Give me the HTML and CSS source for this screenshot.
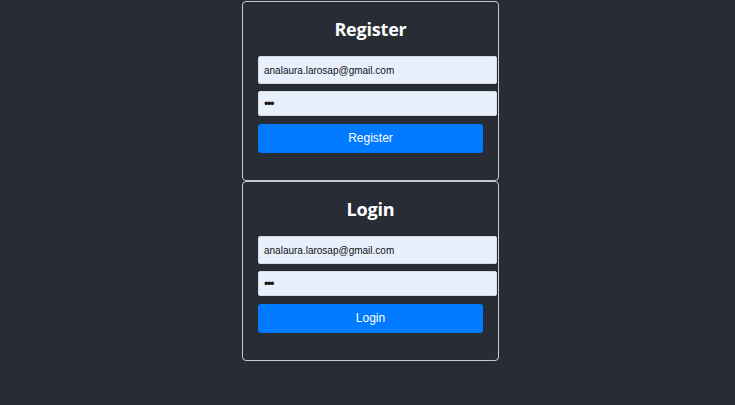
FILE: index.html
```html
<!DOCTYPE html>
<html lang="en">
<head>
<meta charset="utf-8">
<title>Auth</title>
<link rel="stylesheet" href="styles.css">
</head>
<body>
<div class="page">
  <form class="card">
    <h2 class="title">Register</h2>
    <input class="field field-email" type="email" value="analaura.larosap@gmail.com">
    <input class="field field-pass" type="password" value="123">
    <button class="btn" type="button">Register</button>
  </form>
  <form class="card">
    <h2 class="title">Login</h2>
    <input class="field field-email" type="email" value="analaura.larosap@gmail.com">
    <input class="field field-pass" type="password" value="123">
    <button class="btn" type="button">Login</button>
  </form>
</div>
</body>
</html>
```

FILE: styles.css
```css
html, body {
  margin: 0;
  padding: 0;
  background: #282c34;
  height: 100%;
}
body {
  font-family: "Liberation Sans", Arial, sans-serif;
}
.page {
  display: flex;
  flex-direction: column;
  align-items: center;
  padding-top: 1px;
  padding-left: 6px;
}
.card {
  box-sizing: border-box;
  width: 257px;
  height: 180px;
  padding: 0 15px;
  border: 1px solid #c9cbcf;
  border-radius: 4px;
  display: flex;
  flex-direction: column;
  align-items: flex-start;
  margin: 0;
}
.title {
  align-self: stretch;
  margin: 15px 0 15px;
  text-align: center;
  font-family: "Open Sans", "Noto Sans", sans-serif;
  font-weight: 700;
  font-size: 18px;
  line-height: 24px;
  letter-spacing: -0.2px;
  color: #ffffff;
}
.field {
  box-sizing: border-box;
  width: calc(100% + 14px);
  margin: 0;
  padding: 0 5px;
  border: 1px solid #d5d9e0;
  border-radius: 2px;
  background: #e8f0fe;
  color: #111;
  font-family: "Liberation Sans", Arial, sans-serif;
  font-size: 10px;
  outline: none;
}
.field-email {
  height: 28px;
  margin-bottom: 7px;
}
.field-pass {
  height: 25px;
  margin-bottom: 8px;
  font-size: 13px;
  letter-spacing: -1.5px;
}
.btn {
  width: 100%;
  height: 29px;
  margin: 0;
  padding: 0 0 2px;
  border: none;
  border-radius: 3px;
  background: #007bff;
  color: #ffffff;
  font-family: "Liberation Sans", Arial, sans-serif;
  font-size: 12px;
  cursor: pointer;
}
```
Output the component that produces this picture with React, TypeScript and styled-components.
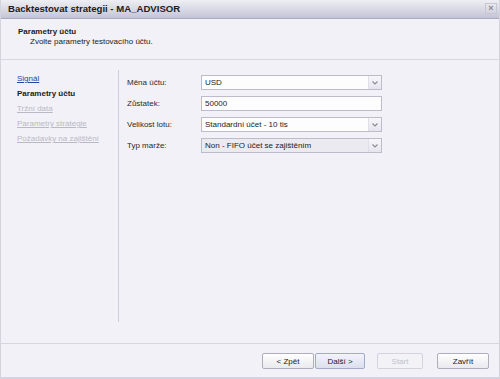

THE TASK => From the data above, work out how many lines contain the string "this" and reply with only the number.

REPLY => 2